К чему я все это говорю? А к тому, что первый слой русской элиты сняла революция. Все те, кто хоть что-нибудь значил в профессиональном или интеллектуальном смысле, эмигрировали из страны — на знаменитом «философском пароходе», на кораблях из Севастополя, через китайскую границу… А тех, кто не успел, сняли вторым слоем — их прикончили чистки двадцатых и тридцатых. Такое ощущение, что большевики во главе со Сталиным нарочно ухудшали генофонд нации, производя искусственный отбор на худших, — вырезали (в физическом смысле) лучших, оставляя «социально близких».[9]
Редкая птица долетала в сталинских застенках «до середины Днепра», то есть выдерживала пыточный маршрут до конца. Одним из таких «экзотов» был генерал Горбатов. Он не только выжил, не только не раскололся, но и оставил воспоминания. При Брежневе затрепанную книжку Горбатова, увидевшую свет во время хрущевской оттепели, передавали друг другу под клятвенные заверения вернуть и читали ночами, потому что на переиздание надеяться было уже невозможно. Моим родителям эту книгу принесли какие-то знакомые с работы, и за пару дней вся семья ее проглотила. Горбатов подробно описал чекистский конвейер:
«Моими соседями [по камере в Лефортово] оказались комбриг Б. и начальник одного из главных комитетов Наркомата торговли К. Оба они уже написали и на себя, и на других чепуху, подсунутую следователями. Предрекали и мне ту же участь, уверяя, что другого выхода нет. От их рассказов у меня по коже пробегали мурашки. Не верилось, что у нас может быть что-либо подобное.
Мнение моих новых коллег было таково: лучше писать сразу, потому что все равно — не подпишешь сегодня, подпишешь через неделю или через полгода.
— Лучше умру, — сказал я, — чем оклевещу себя, а тем более других.
— У нас тоже было такое настроение, когда попали сюда, — отвечали они мне…
На этот раз я долго не возвращался с допроса.
Когда я с трудом добрался до своей камеры, мои товарищи в один голос сказали:
— Вот! А это только начало.
А товарищ Б. тихо мне сказал, покачав головой:
— Нужно ли все это?
Допросов с пристрастием было пять с промежутком двое-трое суток; иногда я возвращался в камеру на носилках. Затем дней двадцать мне давали отдышаться.
Больше всего я волновался, думая о жене… Во время одного из допросов я случайно узнал, что фамилия моего изверга-следователя Столбунский… До сих пор в моих ушах звучит зловеще шипящий голос Столбунского, твердившего, когда меня, обессилевшего и окровавленного, уносили: «Подпишешь, подпишешь!»

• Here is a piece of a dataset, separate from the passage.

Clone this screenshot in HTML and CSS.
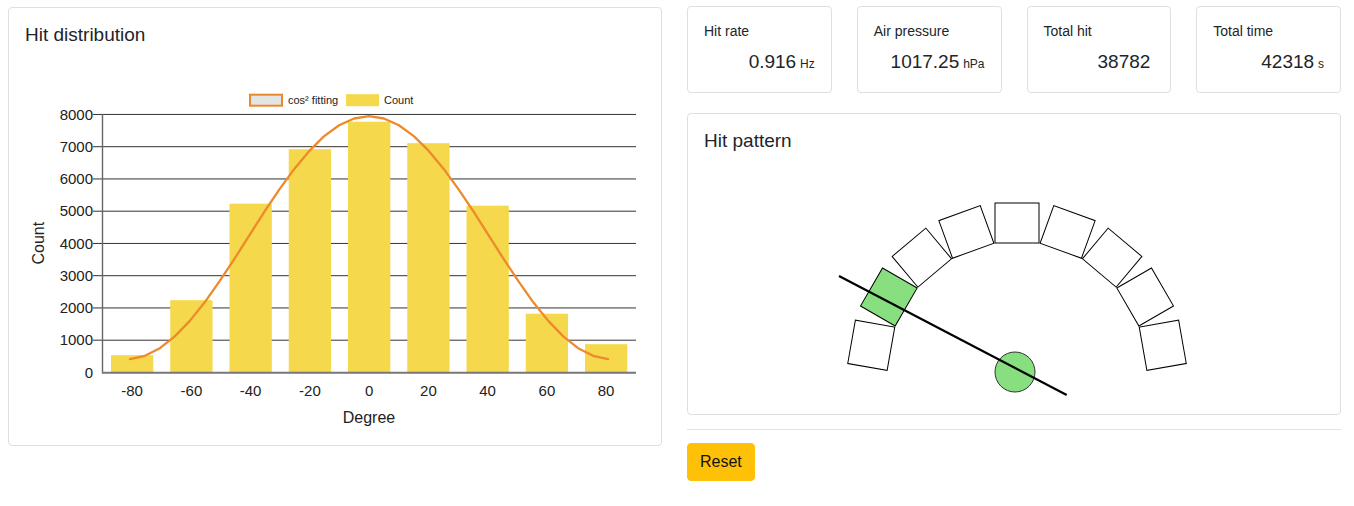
FILE: index.html
```html
<!DOCTYPE html>
<html lang="en">
<head>
<meta charset="utf-8">
<title>Hit monitor</title>
<link rel="stylesheet" href="styles.css">
</head>
<body>
<div class="page">
  <section class="card dist">
    <h5 class="card-title">Hit distribution</h5>
    <svg class="chart" width="620" height="382" viewBox="0 0 620 382" xmlns="http://www.w3.org/2000/svg">
      <g transform="translate(-25 -46.8)">
        <!-- legend -->
        <rect x="250" y="94.5" width="32" height="11" fill="#e4e4e4" stroke="#e8892b" stroke-width="2"/>
        <text class="legend" x="288" y="104">cos² fitting</text>
        <rect x="346" y="94" width="33" height="12" fill="#f5d84b"/>
        <text class="legend" x="384" y="104">Count</text>

        <!-- grid -->
        <g stroke="#333" stroke-width="1">
          <line x1="93" y1="114.25" x2="636" y2="114.25"/>
          <line x1="93" y1="146.5" x2="636" y2="146.5"/>
          <line x1="93" y1="178.75" x2="636" y2="178.75"/>
          <line x1="93" y1="211" x2="636" y2="211"/>
          <line x1="93" y1="243.25" x2="636" y2="243.25"/>
          <line x1="93" y1="275.5" x2="636" y2="275.5"/>
          <line x1="93" y1="307.75" x2="636" y2="307.75"/>
          <line x1="93" y1="340" x2="636" y2="340"/>
        </g>

        <!-- y labels -->
        <g class="tick" text-anchor="end">
          <text x="93" y="119.5">8000</text>
          <text x="93" y="151.8">7000</text>
          <text x="93" y="184">6000</text>
          <text x="93" y="216.3">5000</text>
          <text x="93" y="248.5">4000</text>
          <text x="93" y="280.8">3000</text>
          <text x="93" y="313">2000</text>
          <text x="93" y="345.3">1000</text>
          <text x="93" y="377.5">0</text>
        </g>
        <text class="axis-title" transform="translate(44 243) rotate(-90)" text-anchor="middle">Count</text>

        <!-- bars -->
        <g fill="#f5d84b">
          <rect x="111" y="355" width="42.3" height="17.25"/>
          <rect x="170.25" y="300" width="42.3" height="72.25"/>
          <rect x="229.5" y="203.5" width="42.3" height="168.75"/>
          <rect x="288.75" y="149" width="42.3" height="223.25"/>
          <rect x="348" y="121.5" width="42.3" height="250.75"/>
          <rect x="407.25" y="143" width="42.3" height="229.25"/>
          <rect x="466.5" y="205.5" width="42.3" height="166.75"/>
          <rect x="525.75" y="313.5" width="42.3" height="58.75"/>
          <rect x="585" y="344" width="42.3" height="28.25"/>
        </g>

        <!-- axes -->
        <line x1="102.5" y1="114" x2="102.5" y2="373" stroke="#666" stroke-width="1.4"/>
        <line x1="102" y1="372.5" x2="636" y2="372.5" stroke="#777" stroke-width="2"/>

        <!-- fit curve -->
        <polyline fill="none" stroke="#ec8a2c" stroke-width="2.3" stroke-linejoin="round" stroke-linecap="round"
          points="130,358.9 144.9,355.6 159.9,348 174.8,336.2 189.8,320.7 204.7,302.1 219.6,281 234.6,258.4 249.5,235 264.4,211.5 279.4,189.2 294.3,168.7 309.3,150.7 324.2,135.9 339.1,125 354.1,118.3 369,116 383.9,118.3 398.9,125 413.8,135.9 428.8,150.7 443.7,168.7 458.6,189.2 473.6,211.5 488.5,235 503.4,258.4 518.4,281 533.3,302.1 548.3,320.7 563.2,336.2 578.1,348 593.1,355.6 608,358.9"/>

        <!-- x labels -->
        <g class="tick" text-anchor="middle">
          <text x="132" y="395.5">-80</text>
          <text x="191.4" y="395.5">-60</text>
          <text x="250.6" y="395.5">-40</text>
          <text x="309.9" y="395.5">-20</text>
          <text x="369.2" y="395.5">0</text>
          <text x="428.4" y="395.5">20</text>
          <text x="487.6" y="395.5">40</text>
          <text x="546.9" y="395.5">60</text>
          <text x="606.1" y="395.5">80</text>
        </g>
        <text class="axis-title" x="369" y="422.5" text-anchor="middle">Degree</text>
      </g>
    </svg>
  </section>

  <div class="right">
    <div class="stats">
      <div class="card stat">
        <div class="stat-label">Hit rate</div>
        <div class="stat-value"><span class="num">0.916</span> <span class="unit">Hz</span></div>
      </div>
      <div class="card stat">
        <div class="stat-label">Air pressure</div>
        <div class="stat-value"><span class="num">1017.25</span> <span class="unit">hPa</span></div>
      </div>
      <div class="card stat">
        <div class="stat-label">Total hit</div>
        <div class="stat-value"><span class="num">38782</span>&nbsp;<span class="unit"></span></div>
      </div>
      <div class="card stat">
        <div class="stat-label">Total time</div>
        <div class="stat-value"><span class="num">42318</span> <span class="unit">s</span></div>
      </div>
    </div>

    <section class="card pattern">
      <h5 class="card-title">Hit pattern</h5>
      <svg class="pattern-svg" width="620" height="245" viewBox="0 0 620 245" xmlns="http://www.w3.org/2000/svg">
        <g transform="translate(-704 -152)">
          <g transform="translate(1017 370)" stroke="#000" stroke-width="1" fill="#fff">
            <rect x="-22" y="-168" width="44" height="40" transform="rotate(-80)"/>
            <rect x="-22" y="-168" width="44" height="40" transform="rotate(-60)" fill="#88df7f"/>
            <rect x="-22" y="-168" width="44" height="40" transform="rotate(-40)"/>
            <rect x="-22" y="-168" width="44" height="40" transform="rotate(-20)"/>
            <rect x="-22" y="-168" width="44" height="40"/>
            <rect x="-22" y="-168" width="44" height="40" transform="rotate(20)"/>
            <rect x="-22" y="-168" width="44" height="40" transform="rotate(40)"/>
            <rect x="-22" y="-168" width="44" height="40" transform="rotate(60)"/>
            <rect x="-22" y="-168" width="44" height="40" transform="rotate(80)"/>
          </g>
          <circle cx="1015" cy="371" r="20" fill="#88df7f" stroke="#333" stroke-width="1"/>
          <line x1="839" y1="275" x2="1066.7" y2="394" stroke="#000" stroke-width="2.2"/>
        </g>
      </svg>
    </section>

    <hr class="divider">
    <button class="btn" type="button">Reset</button>
  </div>
</div>
</body>
</html>
```

FILE: styles.css
```css
html, body {
  margin: 0;
  background: #fff;
}

body {
  font-family: "Liberation Sans", Arial, sans-serif;
  color: #212529;
}

.page {
  display: grid;
  grid-template-columns: 1fr 1fr;
  gap: 25px;
  padding: 7px 13px 0 8px;
  align-items: start;
}

.card {
  border: 1px solid #dfdfdf;
  border-radius: 4px;
  padding: 16px;
  background: #fff;
}

.card-title {
  margin: 0;
  font-size: 19px;
  font-weight: 400;
  line-height: 1.2;
}

.chart,
.pattern-svg {
  display: block;
}

.chart .legend {
  font-size: 11px;
  fill: #222;
}

.chart .tick {
  font-size: 15px;
  fill: #222;
}

.chart .axis-title {
  font-size: 16px;
  fill: #222;
}

.right {
  display: flex;
  flex-direction: column;
  align-items: stretch;
  margin-top: -1px;
}

.stats {
  display: grid;
  grid-template-columns: repeat(4, 1fr);
  gap: 25px;
  margin-bottom: 20px;
}

.stat-label {
  font-size: 14px;
  line-height: 1.2;
}

.stat-value {
  margin-top: 10px;
  text-align: right;
  font-size: 14px;
  line-height: 24.5px;
}

.stat-value .num {
  font-size: 19px;
}

.stat-value .unit {
  font-size: 12px;
}

.divider {
  border: 0;
  border-top: 1px solid #e3e3e3;
  margin: 14px 0 13px;
  width: 100%;
}

.btn {
  align-self: flex-start;
  font-family: inherit;
  font-size: 16px;
  line-height: 24px;
  padding: 6px 12px;
  background: #ffc107;
  border: 1px solid #ffc107;
  border-radius: 4px;
  color: #111;
  cursor: pointer;
}
```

Выдержал я эту муку во втором круге допросов. Дней двадцать меня опять не вызывали. Я был доволен своим поведением. Мои товарищи завидовали моей решимости, ругали и осуждали себя, и мне приходилось теперь их нравственно поддерживать. Но когда началась третья серия допросов, как хотелось мне поскорее умереть!
Мои товарищи, потеряв надежду на мою победу, совсем пали духом. Однажды товарищ Б. меня спросил:
— Неужели тебя и это не убеждает, что твое положение безвыходно?..

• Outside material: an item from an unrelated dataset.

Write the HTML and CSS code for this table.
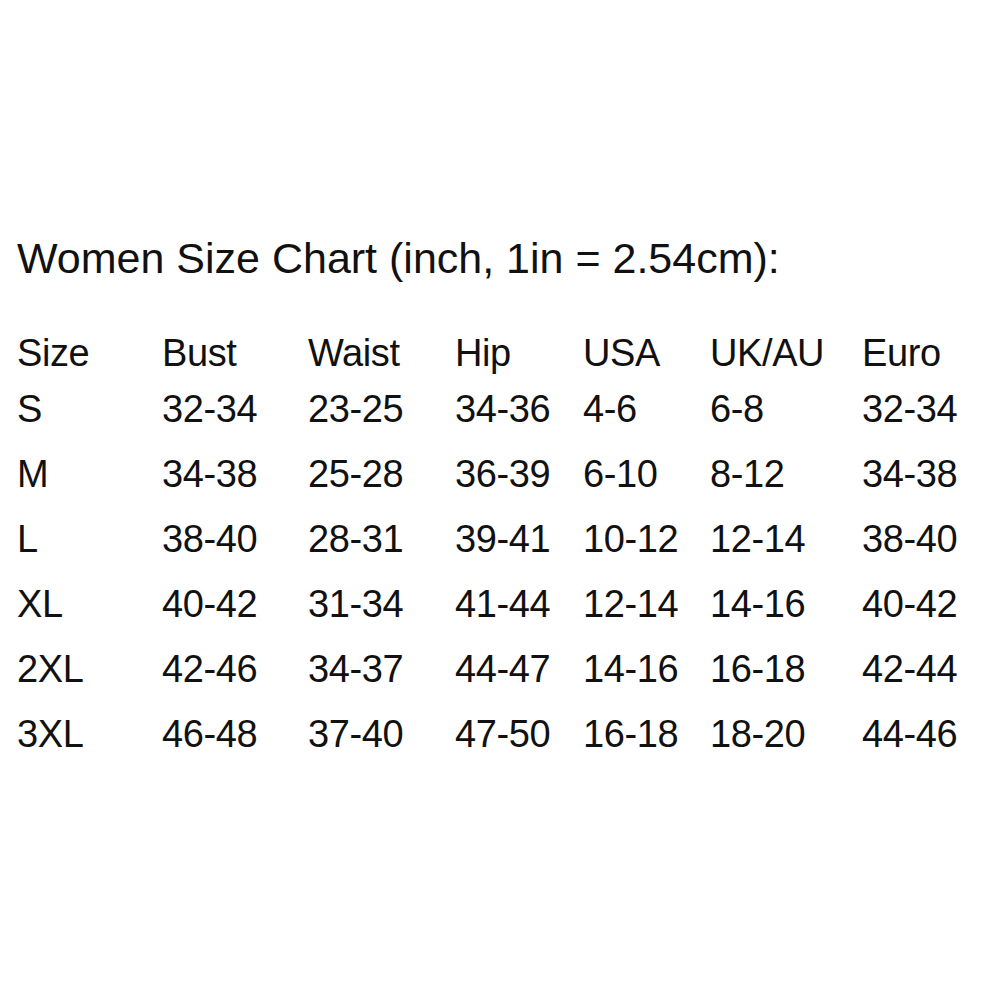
FILE: index.html
```html
<!DOCTYPE html>
<html>
<head>
<meta charset="utf-8">
<link rel="stylesheet" href="styles.css">
</head>
<body>
<div class="page">
  <h1 class="title">Women Size Chart (inch, 1in = 2.54cm):</h1>
  <div class="chart">
    <div class="row head"><span>Size</span><span>Bust</span><span>Waist</span><span>Hip</span><span>USA</span><span>UK/AU</span><span>Euro</span></div>
    <div class="row"><span>S</span><span>32-34</span><span>23-25</span><span>34-36</span><span>4-6</span><span>6-8</span><span>32-34</span></div>
    <div class="row"><span>M</span><span>34-38</span><span>25-28</span><span>36-39</span><span>6-10</span><span>8-12</span><span>34-38</span></div>
    <div class="row"><span>L</span><span>38-40</span><span>28-31</span><span>39-41</span><span>10-12</span><span>12-14</span><span>38-40</span></div>
    <div class="row"><span>XL</span><span>40-42</span><span>31-34</span><span>41-44</span><span>12-14</span><span>14-16</span><span>40-42</span></div>
    <div class="row"><span>2XL</span><span>42-46</span><span>34-37</span><span>44-47</span><span>14-16</span><span>16-18</span><span>42-44</span></div>
    <div class="row"><span>3XL</span><span>46-48</span><span>37-40</span><span>47-50</span><span>16-18</span><span>18-20</span><span>44-46</span></div>
  </div>
</div>
</body>
</html>
```

FILE: styles.css
```css
html, body {
  margin: 0;
  padding: 0;
  background: #ffffff;
}
.page {
  padding: 237px 0 0 17px;
  font-family: "Liberation Sans", Arial, sans-serif;
  color: #111111;
}
.title {
  margin: 0 0 50px 0;
  font-size: 43px;
  line-height: 43px;
  font-weight: normal;
}
.chart {
  display: flex;
  flex-direction: column;
}
.row {
  display: grid;
  grid-template-columns: 145px 146px 147px 128px 127px 152px auto;
  font-size: 38px;
  line-height: 65px;
  letter-spacing: -0.4px;
  white-space: nowrap;
}
.row.head {
  line-height: 47px;
}
```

Много передумал я за эти три месяца. В первый раз я не жалел, что родители умерли (отец в 1935, а мать в 1938 году)…
Помню — это был предпоследний допрос, — следователь спросил меня, какие у меня взаимоотношения с женой. Я ответил, что жили мы дружно.
— Ах, вот как. Ну, тогда мы ее арестуем и заставим ее писать на себя и на тебя, — заявил следователь».
Горбатов ничего не подписал. Возможно, потому, что у заваленных работой следователей до его жены просто руки не дошли. Но это генералу не помогло. Ему все равно дали 15 лет. Суд длился пять минут. Горбатов вспоминает:
«Я знал, что было немало людей, отказавшихся подписать лживые показания, как отказался я. Но немногие из них смогли пережить избиения и пытки — почти все они умерли в тюрьме или в тюремном лазарете».